Small Business owners are being squeezed

As we all trudge through this latest phase of our economic slow-motion train wreck, it's now painfully obvious that small business owners have been the big losers from the developments over the last three years. Covid policies including lock-downs and distancing/capacity measures decimated smaller operators and favored large ones. The stimulus flood primarily helped large banks and their customers and the subsequent jab requirements destroyed small business hiring & retention rates.

Now we enter the phase where the effects of prolonged high interest rates & inflation which both take time to affect the broader market start to kick in. Add in current the banking crisis which is just the latest iteration of the decades long destruction of our economic base from which all businesses, especially small ones, get their capital to grow and thrive. The result is a squeeze felt mostly by smaller owners but, once it starts being felt by the large banks, it will mean chaos like what we saw with SVB and others.

Think of the banks like holes in the Dyke and we have a limited number of fingers to plug them with. Sooner or later, the flood of consequences from years of unchecked monetary policy dumbfuckery will overwhelm us.

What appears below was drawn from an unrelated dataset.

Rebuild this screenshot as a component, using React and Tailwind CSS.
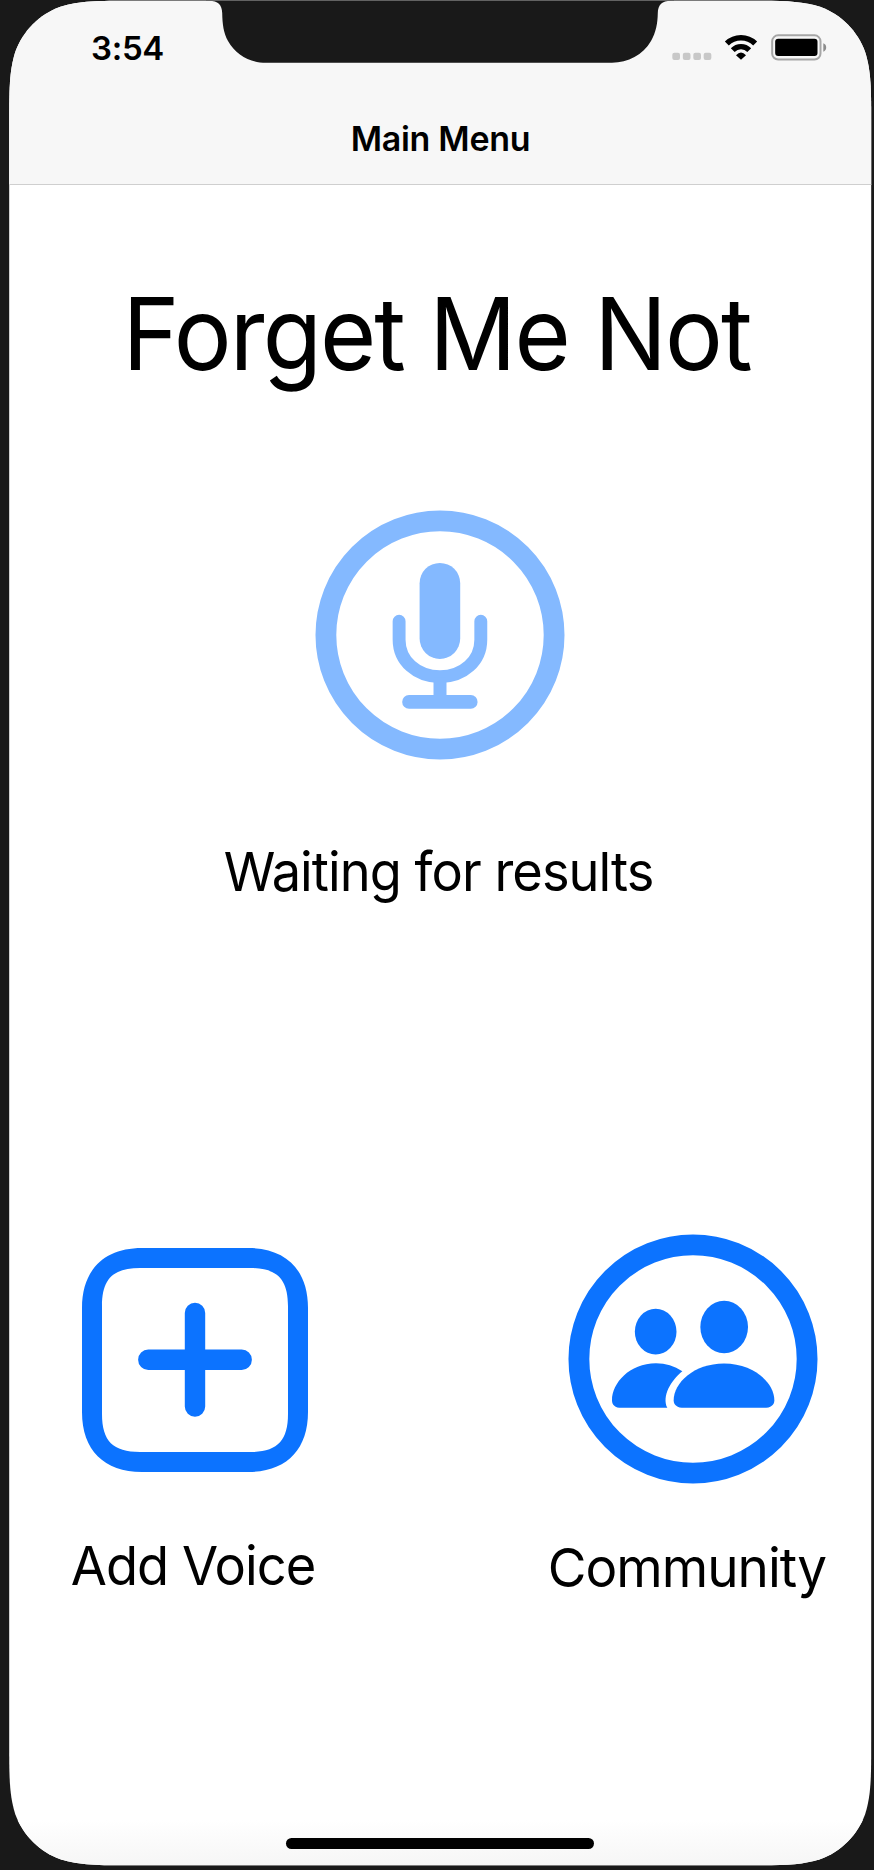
import React from "react";

// Continuous-curvature corner, as [x, y] multiples of the radius.
const CURVE = [
  [0, 1.5287], [0, 1.0885], [0, 0.8684], [0.0749, 0.6315], [0.1691, 0.3728],
  [0.3728, 0.1691], [0.6315, 0.0749], [0.8684, 0], [1.0885, 0], [1.5287, 0],
];

function screenOutline(x0, y0, x1, y1, r) {
  const corner = (fx, fy, reverse) => {
    const pts = CURVE.map(([a, b]) => `${(fx ? x1 - a * r : x0 + a * r).toFixed(2)} ${(fy ? y1 - b * r : y0 + b * r).toFixed(2)}`);
    if (reverse) pts.reverse();
    return `${pts[0]} C${pts.slice(1).join(" ")}`;
  };
  return `M${corner(false, false, false)} L${corner(true, false, true)} L${corner(true, true, false)} L${corner(false, true, true)} Z`;
}

const OUTLINE = screenOutline(9.2, 0.8, 871.2, 1865.3, 81);

function Notch() {
  return (
    <svg className="absolute left-[206px] top-0" width="468" height="64" viewBox="206 0 468 64">
      <path
        fill="#191919"
        d="M206 0V.8H209C218 .8 222 5 222.2 13C222.4 24 223.5 33 228 41C236 55 250 62.7 266 62.7H612C628 62.7 643 55 651 41C656 32 657.6 24 657.8 13C658 5 662 .8 671 .8H674V0Z"
      />
    </svg>
  );
}

function StatusIcons() {
  return (
    <svg width="160" height="30" viewBox="700 96 480 90">
      <g fill="#c8c8c8">
        <rect x="707" y="158" width="23" height="22" rx="6" />
        <rect x="738.500" y="158" width="23" height="22" rx="6" />
        <rect x="770" y="158" width="23" height="22" rx="6" />
        <rect x="801" y="158" width="23" height="22" rx="6" />
      </g>
      <g fill="none" stroke="#000">
        <path strokeWidth="17" d="M870.500 130.500A61 61 0 0 1 955.500 130.500" />
        <path strokeWidth="16" d="M888.200 150.500A34.500 34.500 0 0 1 937.800 150.500" />
      </g>
      <path d="M913 179.500L898 165.500Q913 149 928 165.500Z" />
      <rect x="1006.500" y="106" width="145" height="72.500" rx="18" fill="none" stroke="#a6a6a6" strokeWidth="6" />
      <rect x="1015.500" y="116" width="127" height="52" rx="9" />
      <path fill="#8c8c8c" d="M1160 130Q1168.500 133 1168.500 142.500Q1168.500 152 1160 155Z" />
    </svg>
  );
}

function MicIcon() {
  return (
    <svg width="250" height="250" viewBox="315.400 510.300 250 250" fill="none" stroke="#84b9ff">
      <circle cx="440.400" cy="635.300" r="114.100" strokeWidth="20.800" />
      <rect x="420" y="563.200" width="40.600" height="96" rx="20.300" fill="#84b9ff" stroke="none" />
      <path strokeWidth="12.900" strokeLinecap="round" d="M399.500 621.500V640C399.500 661 417 677 440.400 677S481.200 661 481.200 640V621.500" />
      <path strokeWidth="13" d="M440.400 678V700" />
      <path strokeWidth="13.600" strokeLinecap="round" d="M409.400 702.200H471.200" />
    </svg>
  );
}

function PlusIcon() {
  return (
    <svg width="226" height="224" viewBox="0 0 226 224" fill="#0c73ff">
      <path
        fillRule="evenodd"
        d="M0 60C0 22 22 0 60 0H166C204 0 226 22 226 60V164C226 202 204 224 166 224H60C22 224 0 202 0 164Z
           M20 58V166C20 193 31 204 58 204H168C195 204 206 193 206 166V58C206 31 195 20 168 20H58C31 20 20 31 20 58Z"
      />
      <path fill="none" stroke="#0c73ff" strokeWidth="20.400" strokeLinecap="round" d="M66.300 111.700H159.700M113 65V158.500" />
    </svg>
  );
}

function CommunityIcon() {
  return (
    <svg width="250" height="250" viewBox="115 42.500 750 750" fill="#0c73ff">
      <circle cx="490" cy="417.500" r="342.300" fill="none" stroke="#0c73ff" strokeWidth="62.500" />
      <ellipse cx="378" cy="335.500" rx="62.500" ry="68.500" />
      <ellipse cx="583.500" cy="321.500" rx="71.500" ry="78.500" />
      <path d="M276 564C256 564 247 555 247 541C247 490 299 430 379 430C408 430 434 438 458 454C424 481 396 529 413 564Z" />
      <path d="M464 564C442 564 432 555 432 541C432 490 492 431 583 431C674 431 734 490 734 541C734 555 724 564 702 564Z" />
    </svg>
  );
}

export default function App() {
  return (
    <div className="h-[1870px] w-[874px] overflow-hidden bg-[#191919] font-['Inter',sans-serif] text-black">
      <div className="relative flex h-full flex-col bg-white" style={{ clipPath: `path("${OUTLINE}")` }}>
        <header className="h-[185px] shrink-0 border-b border-[#cfcfcf] bg-[#f7f7f7]">
          <div className="flex h-24 items-center justify-between pl-[91px] pr-[44px]">
            <span className="text-[33px] font-semibold leading-none tracking-[-0.3px]">3:54</span>
            <div className="mt-[-2px]"><StatusIcons /></div>
          </div>
          <h1 className="pl-[7px] text-center text-[34px] font-semibold leading-[86px] tracking-[-0.3px]">Main Menu</h1>
        </header>
        <Notch />

        <main className="flex grow flex-col items-center pl-[9px] pr-[3px]">
          <h2 className="mt-[88px] scale-x-[0.956] whitespace-nowrap pr-[6px] text-[101px] leading-[120px] tracking-[-2px]">Forget Me Not</h2>
          <button className="mt-[117px]" aria-label="Listen"><MicIcon /></button>
          <p className="mt-[82px] scale-x-[0.97] whitespace-nowrap pr-[3px] text-[54px] leading-[60px] tracking-[-1px]">Waiting for results</p>
          <div className="mt-[332px] flex w-full items-start justify-between pl-[63px] pr-[28px]">
            <button className="flex w-[246px] flex-col items-center pt-[14px]">
              <PlusIcon />
              <span className="mt-[64px] scale-x-[0.971] whitespace-nowrap pr-[4px] text-[54px] leading-[60px] tracking-[-1px]">Add Voice</span>
            </button>
            <button className="flex w-[300px] flex-col items-center">
              <CommunityIcon />
              <span className="mt-[54px] scale-x-[0.982] whitespace-nowrap pr-[12px] text-[54px] leading-[60px] tracking-[-1px]">Community</span>
            </button>
          </div>
        </main>

        <footer className="flex h-[50px] shrink-0 items-start justify-center bg-linear-to-b from-white to-[#f5f5f5] pl-[6px] pt-[18px]">
          <div className="h-[10.500px] w-[308px] rounded-full bg-black" />
        </footer>
      </div>
    </div>
  );
}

Federal Reserve Open Market Committee

Nothing can stop the re-valuation of risk happening right now urgently in the offices and board rooms of every single lender in the world. Small business owners of very high quality credit are being turned away and they don't understand why. (Hint: It's not just them, it's the banks.)

"NEW YORK (AP) — When Nat West, owner of cider-making company Reverend Nat’s Hard Cider, decided to supplement his wholesale business by opening a taproom in a bustling neighborhood in Portland, Oregon, he thought getting financing would be a breeze. After all, he was only seeking $50,000, has been in business for 11 years, and takes in more than $1 million in annual revenue. In February and March, West reached out to three lenders he had previously gotten financing from, including one where he has an existing line of credit. To his surprise, he was rejected.
“I feel like it’s really weird, it’s such a small amount of money for a business that has so much ongoing, sustained revenue and has been in the same community for a long time,” he said."

It's not that funding isn't available, it is. In fact, lenders are very anxious to place their money with borrowers however, the increased risk has changed their guidelines  cutting off access to much needed capital for a large percentage of owners. Some industries can't even get a quote right now like trucking w/less than 3 vehicles.

A recently released survey from the Federal Reserve shows how the pandemic has altered the financial landscape for small business. About 85% experienced financial difficulties in 2021, up nearly 20 percentage points from 2019. Back then, more than half of owners who sought a loan were looking to expand; last year, the majority of applicants needed funds just to cover every day operating expenses.

In last week's post I talked about the signs I consider when I make estimates about economic conditions. Every business owner looks at some metric or another to make daily estimates about how business is doing in general. I speak to many of you during the week and the observations I'm hearing about revenue, expenses, delivery times and new vendor payment terms are all pointing in the direction of slower demand and less profit margin.

The leading (and lagging) indicators are also showing the same thing:

6-Month ROC of Leading Economic Index
This metric has an uncanny record of accurately predicting recessions

The economy pumped when they flooded it with free cash (PPP, EIDL, Endless QE,) and now it's dumping as the money spigot turns off. We can see that also in the pricing of many luxury items because, what did a lot of the recipients of the government largess do with the money? They bought a gold Rolex of course!

Less Kaching for the bling!

As I said in the beginning of this post; Small business has taken it on the chin from every. Single. Change that our society has been put through primarily from government policy and also other external reasons. Unless policy changes soon and is directed to supporting the small business owner, we stand to lose the greatest source of innovation, economic growth and employment in our country.

"Companies with fewer than 100 employees are a critical part of the U.S. economy: they employ 35% of the private-sector workforce and generate a quarter of gross output. And they rely disproportionately on small banks for borrowing, receiving almost 70% of their commercial and industrial loans from banks with less than $250 billion in assets and 30% from banks with less than $10 billion in assets (versus 45% and 10% for larger businesses, respectively), Goldman Sachs economists Ronnie Walker and Manuel Abecasis wrote in the team’s report. Put another way: At least 70% of small business lending is done by smaller banks in 95% of counties, which account for more than 80% of GDP."